The Nason Garden and Outdoor Classroom is named for the seventh president of Swarthmore College, who "helped get more than 3,000 American students of Japanese descent out of detention camps and place them in institutes of higher learning" during World War II (The New York Times, November 2001).

According to the Scott Arboretum website, the Nason Garden was specially planted to be enjoyed during each season. Its horticultural foundation is plant texture and it features both "bold" and "fine" textures. Texture is defined as the "overall structure of a plant, which includes the leaves, the form and even the bark" (Scott Arboretum, 2006 ).

The plants in the garden include the prickly pear, the Japanese Maple, plantain-leaf sedge, spike winterhazel, switch grass, tiger eye sumanc, and oxeye daisies. For a complete listing, please see the Arboretum brochure on the garden.

Fallen Bloom

October 2, 2007

Found Art

Caer Paravel

Clothier Hall

Designed in 1929 by Karcher and Smith and completed in 1931; Collegiate Gothic style.



The main student center (it houses a dining facility, the main party space, an all-campus space, a mini pool hall, the SCCS lounge, and the bookstore) and also the campus timekeeper (the bells ring every 15 minutes).

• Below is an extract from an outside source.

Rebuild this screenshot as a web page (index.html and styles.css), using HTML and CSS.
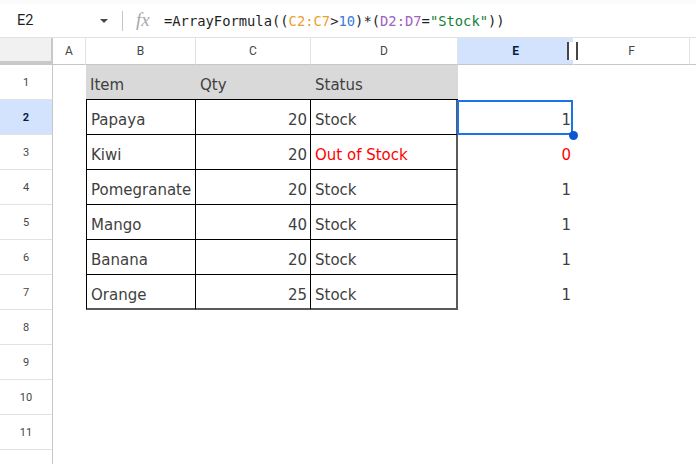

Seat of a student meeting in 1969, when African American students agitated around the issue of admissions policies towards admitting Black students to the college:

"At 12:15 pm on Thursday January 9, members of SASS occupied the Admissions Office. They taped black paper to the windows, locked the doors, and asked the admissions officials to leave. At 2:15, they called press conference in the College Commons...They presented their earlier demand again, adding the demands that Blacks be included in the process of implementing all relevant College policies, and that no disciplinary action be taken against them. Several hundred students met in a session in Clothier Hall that evening. They endorsed the SASS demands, and asked the faculty to postpone all academics for two days. About 100 students walked out of the meeting to plan more radical action, agreeing to endorse the SASS takeover of the Admissions Office. " excerpt from The Phoenix, March 7, 1966


Trivia: Clothier Hall was part of a series by Wedgewood. Produced in 1941, this Queensware plate features a maroon graphic of the hall, and is framed by Quaker symbols on the rim of the plate. The back is labeled with the name of the building, the College name, and a brief Wedgewood inscription.

Wedgewood also made a similar plate bearing an image of the Quaker Meeting House on Swarthmore's campus.